>> START Given records

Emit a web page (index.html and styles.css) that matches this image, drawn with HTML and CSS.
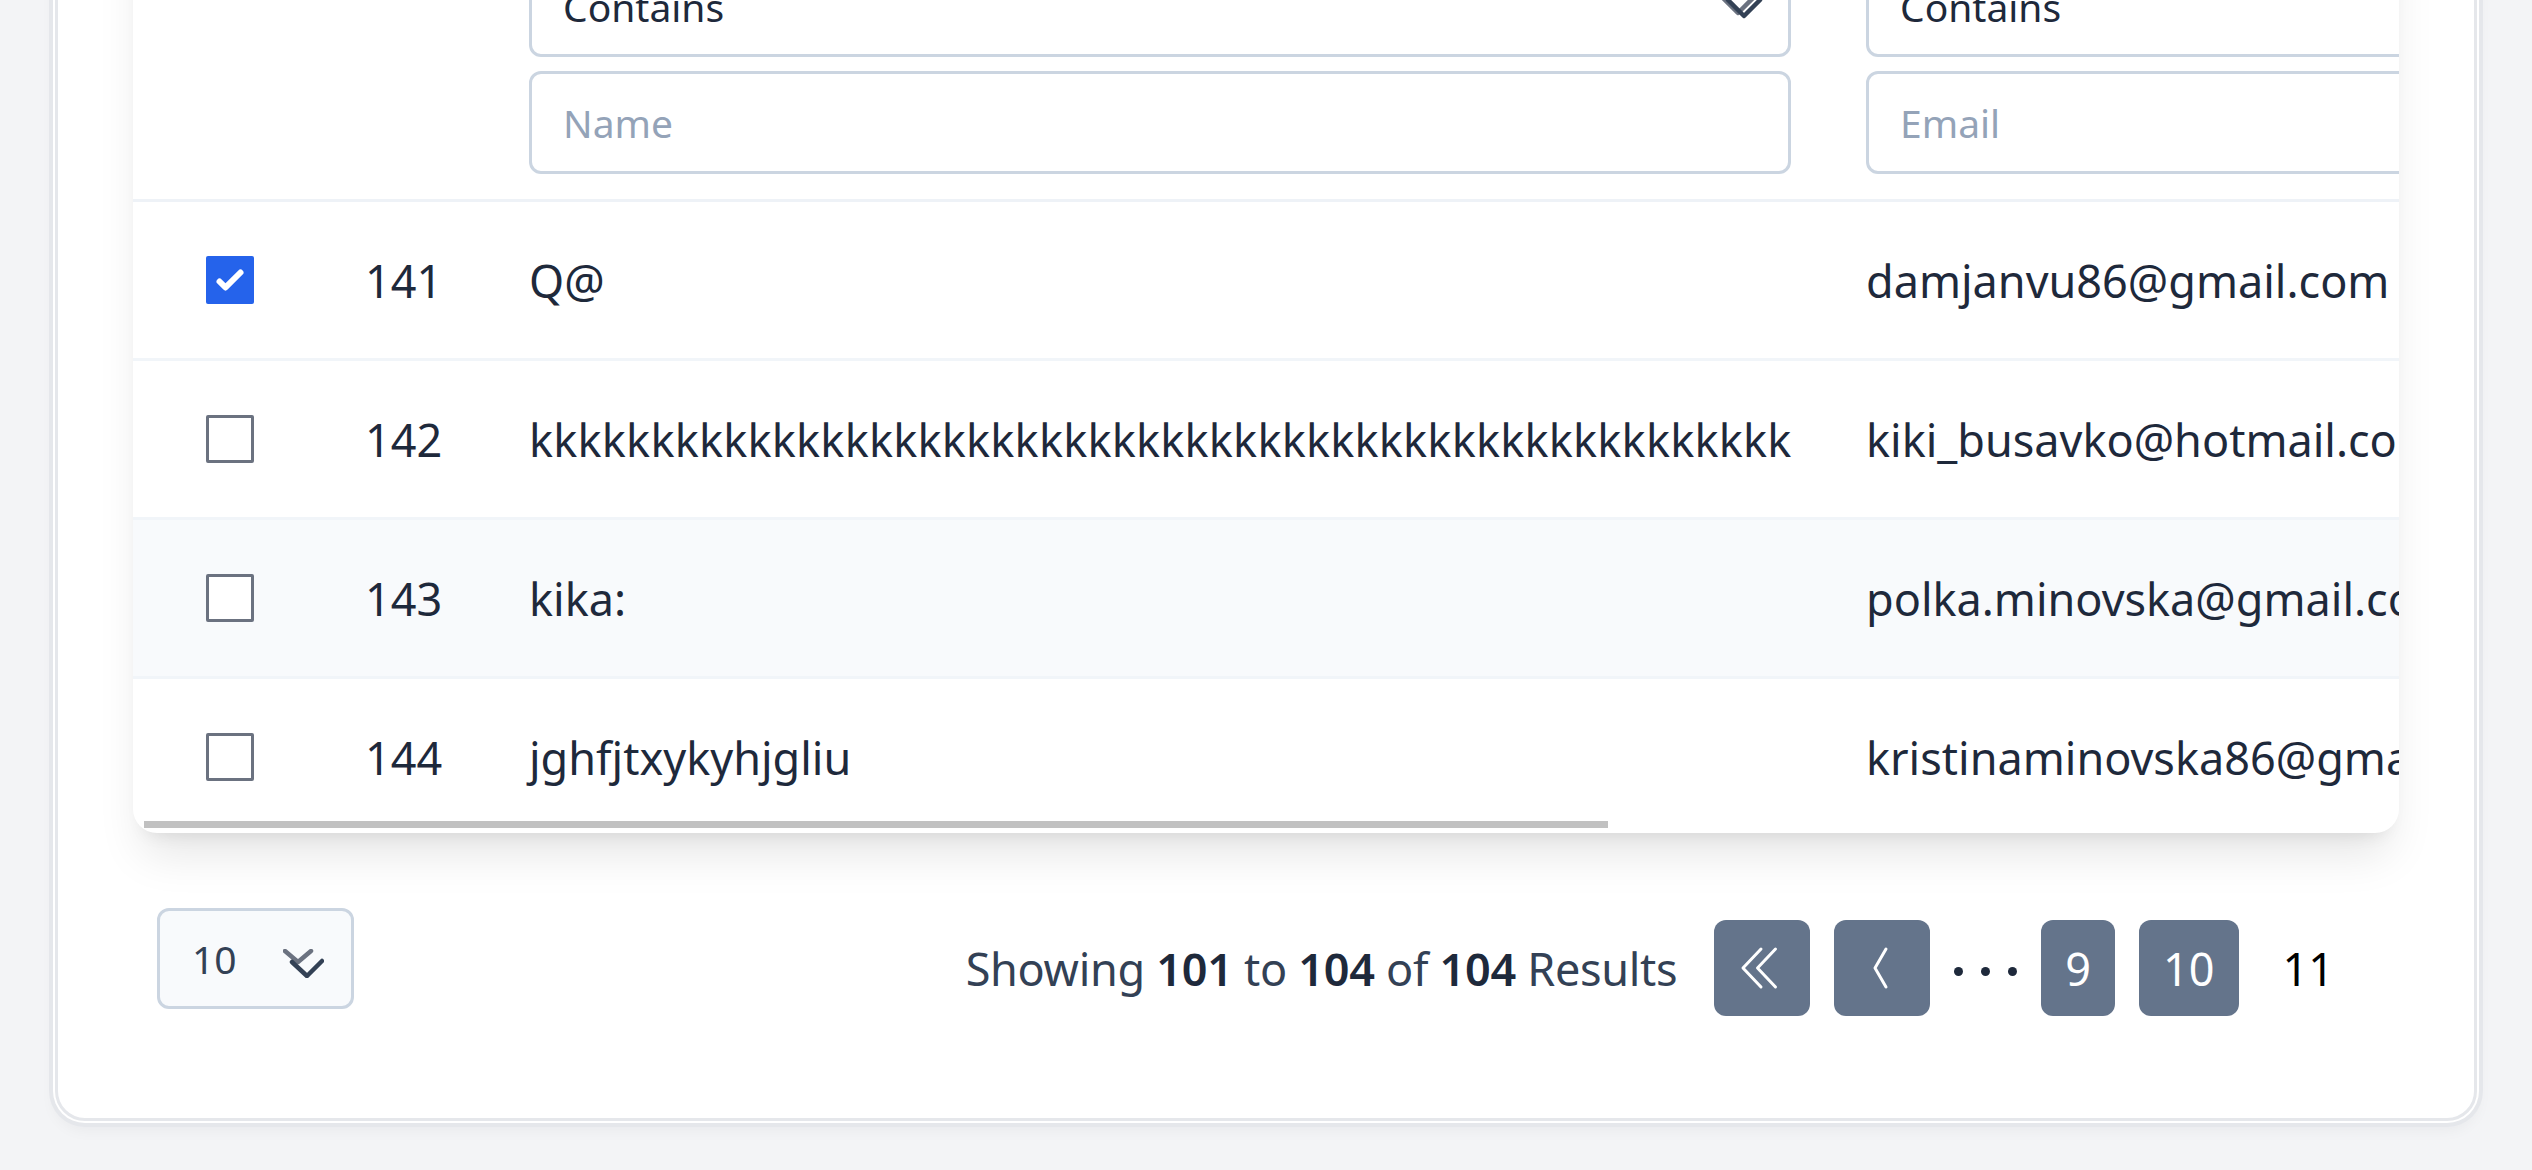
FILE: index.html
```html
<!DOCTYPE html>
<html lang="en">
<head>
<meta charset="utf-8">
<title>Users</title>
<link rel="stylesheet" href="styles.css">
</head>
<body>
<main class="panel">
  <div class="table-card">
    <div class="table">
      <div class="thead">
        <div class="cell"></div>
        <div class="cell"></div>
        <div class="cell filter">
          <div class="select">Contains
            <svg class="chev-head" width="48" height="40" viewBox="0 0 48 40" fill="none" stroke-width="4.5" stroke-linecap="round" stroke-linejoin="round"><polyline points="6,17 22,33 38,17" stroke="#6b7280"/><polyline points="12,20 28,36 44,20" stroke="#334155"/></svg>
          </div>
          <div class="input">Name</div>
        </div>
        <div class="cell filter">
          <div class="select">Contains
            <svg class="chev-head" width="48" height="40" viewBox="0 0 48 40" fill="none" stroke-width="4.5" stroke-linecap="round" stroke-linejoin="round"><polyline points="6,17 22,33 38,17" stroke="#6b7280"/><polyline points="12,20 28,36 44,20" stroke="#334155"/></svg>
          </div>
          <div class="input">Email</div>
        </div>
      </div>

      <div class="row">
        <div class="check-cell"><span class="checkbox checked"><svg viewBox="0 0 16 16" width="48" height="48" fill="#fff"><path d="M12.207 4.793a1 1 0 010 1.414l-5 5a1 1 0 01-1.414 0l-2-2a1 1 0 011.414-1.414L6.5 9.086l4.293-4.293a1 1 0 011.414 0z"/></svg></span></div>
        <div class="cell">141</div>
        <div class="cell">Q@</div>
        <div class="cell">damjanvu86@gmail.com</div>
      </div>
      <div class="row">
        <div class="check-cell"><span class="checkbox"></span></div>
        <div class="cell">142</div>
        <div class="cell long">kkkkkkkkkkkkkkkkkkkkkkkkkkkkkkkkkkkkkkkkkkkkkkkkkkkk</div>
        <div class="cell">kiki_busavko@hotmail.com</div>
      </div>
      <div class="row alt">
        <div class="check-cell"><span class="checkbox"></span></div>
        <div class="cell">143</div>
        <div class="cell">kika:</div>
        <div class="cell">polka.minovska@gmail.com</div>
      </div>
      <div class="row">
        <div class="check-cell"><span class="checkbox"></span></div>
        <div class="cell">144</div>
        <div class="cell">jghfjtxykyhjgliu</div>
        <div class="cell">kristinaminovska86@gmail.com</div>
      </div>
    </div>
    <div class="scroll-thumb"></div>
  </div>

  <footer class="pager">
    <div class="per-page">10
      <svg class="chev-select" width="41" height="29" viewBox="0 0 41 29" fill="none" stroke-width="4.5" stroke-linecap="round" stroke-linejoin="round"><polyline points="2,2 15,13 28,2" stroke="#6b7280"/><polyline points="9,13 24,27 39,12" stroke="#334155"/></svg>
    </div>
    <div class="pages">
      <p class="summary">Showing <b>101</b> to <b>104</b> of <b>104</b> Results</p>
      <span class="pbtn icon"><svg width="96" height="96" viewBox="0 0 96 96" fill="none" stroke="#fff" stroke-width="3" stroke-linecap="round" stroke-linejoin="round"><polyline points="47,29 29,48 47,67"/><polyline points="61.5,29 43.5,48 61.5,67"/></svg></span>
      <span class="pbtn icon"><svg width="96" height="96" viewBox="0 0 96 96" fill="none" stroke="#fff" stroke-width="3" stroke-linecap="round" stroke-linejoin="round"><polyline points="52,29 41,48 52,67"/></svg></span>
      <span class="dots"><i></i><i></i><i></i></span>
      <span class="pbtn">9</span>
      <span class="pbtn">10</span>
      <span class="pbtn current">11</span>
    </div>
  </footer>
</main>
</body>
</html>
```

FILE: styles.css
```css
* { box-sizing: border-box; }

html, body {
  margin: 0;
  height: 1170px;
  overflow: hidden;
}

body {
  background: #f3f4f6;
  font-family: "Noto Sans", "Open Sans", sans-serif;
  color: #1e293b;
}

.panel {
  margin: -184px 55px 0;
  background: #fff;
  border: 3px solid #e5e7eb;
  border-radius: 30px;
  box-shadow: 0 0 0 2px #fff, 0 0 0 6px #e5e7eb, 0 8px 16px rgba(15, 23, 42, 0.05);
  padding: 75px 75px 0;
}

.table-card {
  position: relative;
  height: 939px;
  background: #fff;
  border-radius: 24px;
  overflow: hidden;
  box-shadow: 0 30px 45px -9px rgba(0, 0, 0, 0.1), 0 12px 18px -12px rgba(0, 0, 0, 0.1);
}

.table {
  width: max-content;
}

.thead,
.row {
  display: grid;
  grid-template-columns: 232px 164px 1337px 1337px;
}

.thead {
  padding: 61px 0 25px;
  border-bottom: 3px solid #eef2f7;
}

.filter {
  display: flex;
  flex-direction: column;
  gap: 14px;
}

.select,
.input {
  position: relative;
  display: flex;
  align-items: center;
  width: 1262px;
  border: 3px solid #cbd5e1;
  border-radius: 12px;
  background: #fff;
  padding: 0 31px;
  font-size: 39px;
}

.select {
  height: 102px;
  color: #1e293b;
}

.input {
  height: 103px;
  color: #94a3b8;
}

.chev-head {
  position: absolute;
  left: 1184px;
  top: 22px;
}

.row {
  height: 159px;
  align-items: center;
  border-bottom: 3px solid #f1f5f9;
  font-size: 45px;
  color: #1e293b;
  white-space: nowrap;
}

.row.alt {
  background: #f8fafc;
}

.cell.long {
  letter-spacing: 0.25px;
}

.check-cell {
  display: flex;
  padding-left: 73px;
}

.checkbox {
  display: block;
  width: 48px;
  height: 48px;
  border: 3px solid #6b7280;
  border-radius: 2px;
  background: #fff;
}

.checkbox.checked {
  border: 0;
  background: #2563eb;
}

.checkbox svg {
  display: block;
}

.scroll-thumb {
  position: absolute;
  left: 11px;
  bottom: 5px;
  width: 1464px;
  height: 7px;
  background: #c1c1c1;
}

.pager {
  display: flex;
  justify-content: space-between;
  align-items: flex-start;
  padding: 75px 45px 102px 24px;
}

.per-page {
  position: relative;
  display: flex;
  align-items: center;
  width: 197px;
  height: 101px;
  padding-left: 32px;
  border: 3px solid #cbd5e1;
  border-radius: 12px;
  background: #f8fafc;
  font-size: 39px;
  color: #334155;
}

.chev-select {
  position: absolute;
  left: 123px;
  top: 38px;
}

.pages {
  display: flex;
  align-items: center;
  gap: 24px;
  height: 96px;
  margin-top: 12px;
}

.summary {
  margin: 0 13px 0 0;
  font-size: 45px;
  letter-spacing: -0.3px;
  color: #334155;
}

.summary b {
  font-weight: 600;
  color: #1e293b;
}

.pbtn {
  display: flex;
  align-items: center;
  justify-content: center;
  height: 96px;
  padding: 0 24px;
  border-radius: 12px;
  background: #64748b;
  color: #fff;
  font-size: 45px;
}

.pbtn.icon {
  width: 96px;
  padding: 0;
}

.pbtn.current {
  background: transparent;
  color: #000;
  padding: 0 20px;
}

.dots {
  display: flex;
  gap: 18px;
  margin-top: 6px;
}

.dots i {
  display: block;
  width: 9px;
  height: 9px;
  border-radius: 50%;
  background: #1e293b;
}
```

>> END Given records
>> START Given records

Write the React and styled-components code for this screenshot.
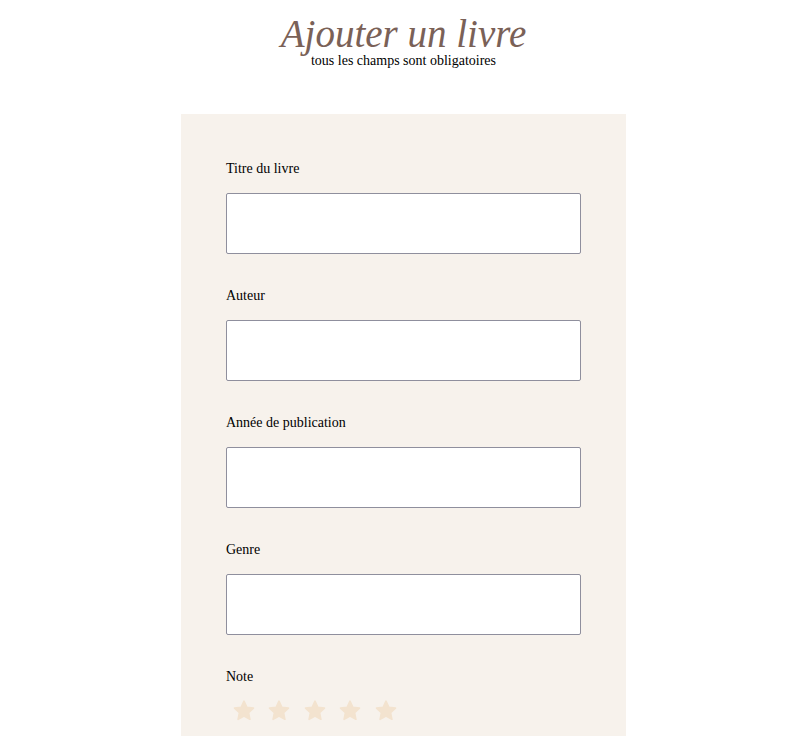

>> END Given records

_Written task_
Identify the lines above that contain the word "styles", then copy them.

_Response to this exercise_
Emit a web page (index.html and styles.css) that matches this image, drawn with HTML and CSS.
<link rel="stylesheet" href="styles.css">
FILE: styles.css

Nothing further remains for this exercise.